Aim = Write out each line of the listing as it stands, without the images.

**** Provided material ****

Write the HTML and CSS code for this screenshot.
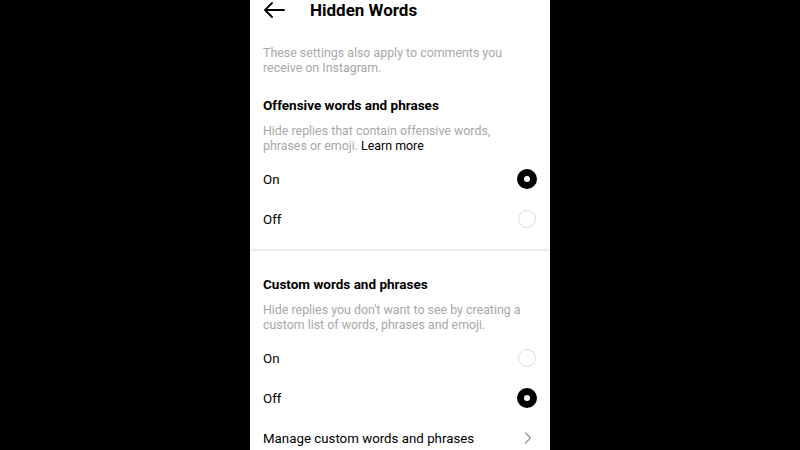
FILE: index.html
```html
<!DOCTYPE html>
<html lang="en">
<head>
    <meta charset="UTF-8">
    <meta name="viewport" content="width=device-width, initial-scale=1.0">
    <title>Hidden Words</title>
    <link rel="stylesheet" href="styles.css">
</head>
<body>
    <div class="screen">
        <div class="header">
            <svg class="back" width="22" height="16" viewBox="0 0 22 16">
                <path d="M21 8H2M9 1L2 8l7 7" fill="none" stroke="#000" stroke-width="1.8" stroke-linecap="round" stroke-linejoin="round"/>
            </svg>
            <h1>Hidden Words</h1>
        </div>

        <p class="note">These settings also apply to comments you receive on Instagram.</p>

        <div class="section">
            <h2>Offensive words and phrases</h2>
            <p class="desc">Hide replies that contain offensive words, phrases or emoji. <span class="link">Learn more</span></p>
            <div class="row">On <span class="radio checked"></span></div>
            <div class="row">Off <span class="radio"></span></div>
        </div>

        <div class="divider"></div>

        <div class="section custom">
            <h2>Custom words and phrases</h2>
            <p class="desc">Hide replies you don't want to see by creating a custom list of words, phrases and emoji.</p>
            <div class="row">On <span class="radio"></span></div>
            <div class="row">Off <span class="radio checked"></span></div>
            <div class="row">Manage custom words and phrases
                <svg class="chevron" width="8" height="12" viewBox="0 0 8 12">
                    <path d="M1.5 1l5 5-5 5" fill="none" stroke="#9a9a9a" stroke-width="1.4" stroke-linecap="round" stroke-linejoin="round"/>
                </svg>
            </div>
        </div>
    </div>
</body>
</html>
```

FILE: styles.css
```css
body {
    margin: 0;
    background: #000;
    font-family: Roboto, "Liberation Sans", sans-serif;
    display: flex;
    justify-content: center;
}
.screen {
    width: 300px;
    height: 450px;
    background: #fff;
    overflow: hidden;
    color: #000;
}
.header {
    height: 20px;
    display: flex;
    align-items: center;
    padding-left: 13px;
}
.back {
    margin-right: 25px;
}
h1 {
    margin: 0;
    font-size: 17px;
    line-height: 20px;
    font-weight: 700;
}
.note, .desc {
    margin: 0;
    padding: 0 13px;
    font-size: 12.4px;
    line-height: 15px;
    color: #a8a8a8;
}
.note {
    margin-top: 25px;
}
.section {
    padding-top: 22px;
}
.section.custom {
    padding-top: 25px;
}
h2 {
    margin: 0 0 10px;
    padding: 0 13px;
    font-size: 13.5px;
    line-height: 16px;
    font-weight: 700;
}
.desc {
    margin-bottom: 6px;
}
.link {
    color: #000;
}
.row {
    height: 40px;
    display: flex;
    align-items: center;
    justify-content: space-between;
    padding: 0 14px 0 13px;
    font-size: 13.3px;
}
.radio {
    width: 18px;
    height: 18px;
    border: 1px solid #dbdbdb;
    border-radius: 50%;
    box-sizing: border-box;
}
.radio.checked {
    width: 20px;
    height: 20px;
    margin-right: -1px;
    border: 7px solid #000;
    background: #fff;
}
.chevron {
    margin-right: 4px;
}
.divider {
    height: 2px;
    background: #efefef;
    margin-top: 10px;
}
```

****

Exercise solution =
Write the HTML and CSS code for this screenshot.
FILE: index.html
```html
<!DOCTYPE html>
<html lang="en">
<head>
    <meta charset="UTF-8">
    <meta name="viewport" content="width=device-width, initial-scale=1.0">
    <title>Hidden Words</title>
    <link rel="stylesheet" href="styles.css">
</head>
<body>
    <div class="screen">
        <div class="header">
            <svg class="back" width="22" height="16" viewBox="0 0 22 16">
                <path d="M21 8H2M9 1L2 8l7 7" fill="none" stroke="#000" stroke-width="1.8" stroke-linecap="round" stroke-linejoin="round"/>
            </svg>
            <h1>Hidden Words</h1>
        </div>

        <p class="note">These settings also apply to comments you receive on Instagram.</p>

        <div class="section">
            <h2>Offensive words and phrases</h2>
            <p class="desc">Hide replies that contain offensive words, phrases or emoji. <span class="link">Learn more</span></p>
            <div class="row">On <span class="radio checked"></span></div>
            <div class="row">Off <span class="radio"></span></div>
        </div>

        <div class="divider"></div>

        <div class="section custom">
            <h2>Custom words and phrases</h2>
            <p class="desc">Hide replies you don't want to see by creating a custom list of words, phrases and emoji.</p>
            <div class="row">On <span class="radio"></span></div>
            <div class="row">Off <span class="radio checked"></span></div>
            <div class="row">Manage custom words and phrases
                <svg class="chevron" width="8" height="12" viewBox="0 0 8 12">
                    <path d="M1.5 1l5 5-5 5" fill="none" stroke="#9a9a9a" stroke-width="1.4" stroke-linecap="round" stroke-linejoin="round"/>
                </svg>
            </div>
        </div>
    </div>
</body>
</html>
```

FILE: styles.css
```css
body {
    margin: 0;
    background: #000;
    font-family: Roboto, "Liberation Sans", sans-serif;
    display: flex;
    justify-content: center;
}
.screen {
    width: 300px;
    height: 450px;
    background: #fff;
    overflow: hidden;
    color: #000;
}
.header {
    height: 20px;
    display: flex;
    align-items: center;
    padding-left: 13px;
}
.back {
    margin-right: 25px;
}
h1 {
    margin: 0;
    font-size: 17px;
    line-height: 20px;
    font-weight: 700;
}
.note, .desc {
    margin: 0;
    padding: 0 13px;
    font-size: 12.4px;
    line-height: 15px;
    color: #a8a8a8;
}
.note {
    margin-top: 25px;
}
.section {
    padding-top: 22px;
}
.section.custom {
    padding-top: 25px;
}
h2 {
    margin: 0 0 10px;
    padding: 0 13px;
    font-size: 13.5px;
    line-height: 16px;
    font-weight: 700;
}
.desc {
    margin-bottom: 6px;
}
.link {
    color: #000;
}
.row {
    height: 40px;
    display: flex;
    align-items: center;
    justify-content: space-between;
    padding: 0 14px 0 13px;
    font-size: 13.3px;
}
.radio {
    width: 18px;
    height: 18px;
    border: 1px solid #dbdbdb;
    border-radius: 50%;
    box-sizing: border-box;
}
.radio.checked {
    width: 20px;
    height: 20px;
    margin-right: -1px;
    border: 7px solid #000;
    background: #fff;
}
.chevron {
    margin-right: 4px;
}
.divider {
    height: 2px;
    background: #efefef;
    margin-top: 10px;
}
```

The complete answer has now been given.